The European Union is preparing to roll back key elements of its planned ESG regulations, following growing criticism that the measures are hindering the bloc’s economic competitiveness against the United States and Asia.
According to documents seen by a media house, the European Commission, the EU’s executive body, is set to announce significant changes to ESG-related regulations, including corporate sustainability reporting and supply chain due diligence. The final proposal is expected to be made public on Wednesday.
The move follows mounting pressure from both within and outside Europe to soften ESG legislation. The decision is expected to have major implications for the global ESG landscape, as Europe currently accounts for over 80% of the world’s ESG fund assets.
Germany and France, the EU’s two largest economies, have strongly advocated for reducing the regulatory burden on small and mid-sized companies, citing concerns over economic slowdown. France’s government went as far as to describe corporate ESG reporting requirements as a “hell” for affected businesses.
The EU’s decision comes as the United States undergoes a shift towards deregulation under President Donald Trump, who has dismantled several of his predecessor Joe Biden’s green policies and prioritised protectionist trade measures.
The US has also directly pressured the EU to scale back ESG regulations. Recently confirmed US Commerce Secretary Howard Lutnick indicated last month that Washington is prepared to use “trade tools” to prevent American firms from being disproportionately affected by the EU’s Corporate Sustainability Due Diligence Directive (CSDDD).
According to David Carlin, former head of risk at the United Nations Environment Programme Finance Initiative, the proposed revisions represent a “major rollback” of Europe’s ESG agenda.
The proposed changes to the EU’s ESG regulations include significant rollbacks in corporate sustainability oversight. Companies will face reduced obligations to monitor the ESG risks of their suppliers, business partners, and customers, easing supply chain due diligence requirements. Legal accountability is also being weakened, with a proposal to scrap provisions that would have held companies liable for ESG violations within their value chains. Additionally, corporate reporting requirements under the Carbon Border Adjustment Mechanism (CBAM), which imposes levies on imports like steel and cement from countries with weaker climate policies, will be softened.

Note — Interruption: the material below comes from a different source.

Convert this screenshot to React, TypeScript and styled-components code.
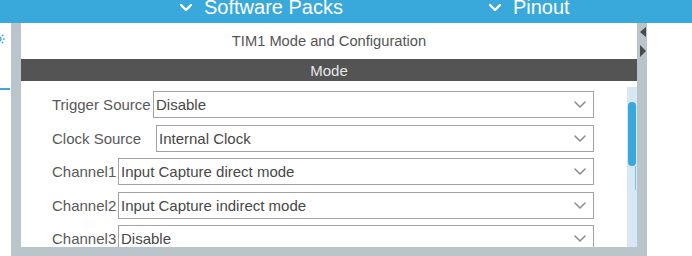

Smaller firms will be largely exempt from the full scope of the Corporate Sustainability Due Diligence Directive (CSDDD) and the Corporate Sustainability Reporting Directive (CSRD), as the commission proposes applying the rules only to companies with over 1,000 employees and annual revenues exceeding €450 million. This adjustment would exclude approximately 85% of the companies originally targeted. Furthermore, the implementation of ESG reporting requirements may be delayed by a year, with planned adjustments to audit and climate transition plan mandates to ease compliance burdens.
While the concept of double materiality—which requires companies to assess both their financial ESG risks and broader environmental and social impacts—remains in place, it would apply to fewer firms under the revised rules.
A spokesperson for the European Commission declined to comment on the leaked documents. However, ESG experts and green lawmakers have been quick to criticise the proposed changes.
Anna Cavazzini, chair of the EU Internal Market Committee, rejected the idea that ESG laws are responsible for Europe’s economic struggles.
“It is an illusion to think that dismantling sustainability laws will solve the structural problems of the economy,” she said. “These challenges stem from China’s economic expansion, a lack of innovation, high energy prices due to the war in Ukraine, and insufficient investment—not from ESG laws that are not even in force yet.”
The European Sustainable Investment Forum (Eurosif) also warned that the changes could weaken investor confidence and slow progress on climate finance.
Aleksandra Palinska, Eurosif’s executive director, described the revisions as “drastic”, arguing that they would limit access to reliable ESG data and hinder investment in decarbonisation efforts.
The European Commission is set to unveil its final “omnibus” ESG proposal on 26 February, addressing key regulations including CSDDD, CSRD, and the EU Taxonomy Regulation.
While some industry figures have welcomed the adjustments as necessary, others warn that they amount to deregulation rather than simplification.
Maria van der Heide, head of EU policy at non-profit ShareAction, described the shift as “reckless”, accusing policymakers of quietly dismantling crucial sustainability laws.
“Sustainability laws designed to tackle the most pressing crises—climate breakdown, human rights abuses, corporate exploitation—are being crossed out behind closed doors and at record speed. This is not simplification, it’s pure deregulation.”
As Europe prepares to unveil its revised ESG framework, the outcome could have far-reaching consequences for businesses, investors, and the broader push for sustainable finance worldwide.